As I glanced through the many well-loved titles on my bookshelf today, my eyes fell on In His Steps by Charles M. Sheldon. Written in the late 1800s, it explores the idea of what would happen in a town--and eventually the entire world--if a handful of people committed to always do exactly what Jesus would do in their place.

In some ways the book was very inspiring to me. It made me question whether I truly live my principles or just casually profess them. It also made me consider what I could sacrifice or uniquely contribute in Christ's service.

I have one big complaint about the book, though: None of the protagonists are wives or mothers. All the characters who embrace the challenge and experience a mighty change in themselves and their associates are married men of high position in the community, or single men and women. When married women enter the narrative at all, it is as naysayers who can't understand why a daughter turned down fame and fortune to sing for the poor, or why a husband quit his lucrative job with a corrupt employer. The only exception is the preacher's supportive wife, but she is scarcely mentioned; her individual experiences are never explored.

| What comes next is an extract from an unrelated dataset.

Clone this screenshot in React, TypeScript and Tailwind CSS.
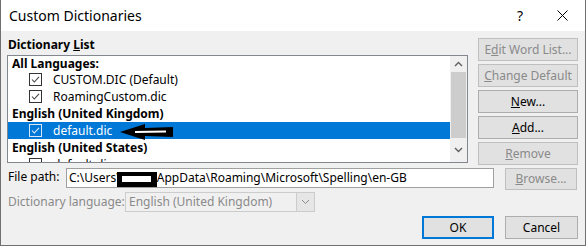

Since Sheldon's goal was to show how true discipleship could change the world, perhaps he left mothers out of the equation because he didn't see what they could contribute. A full-time mom doesn't have the time to manage a half-way house, run for mayor, or give cooking lessons all day in the slums. However, I would argue that if you don't have mothers involved in this sort of endeavor, your battle's already half lost. They're the ones who will teach the next generation what to believe and value. If you try to change the world through a career or politics, you may make an impact or you may not. If you raise a child, you will have an indelible impact, for good or ill, on that life and the thousands--perhaps millions--it will come in contact with.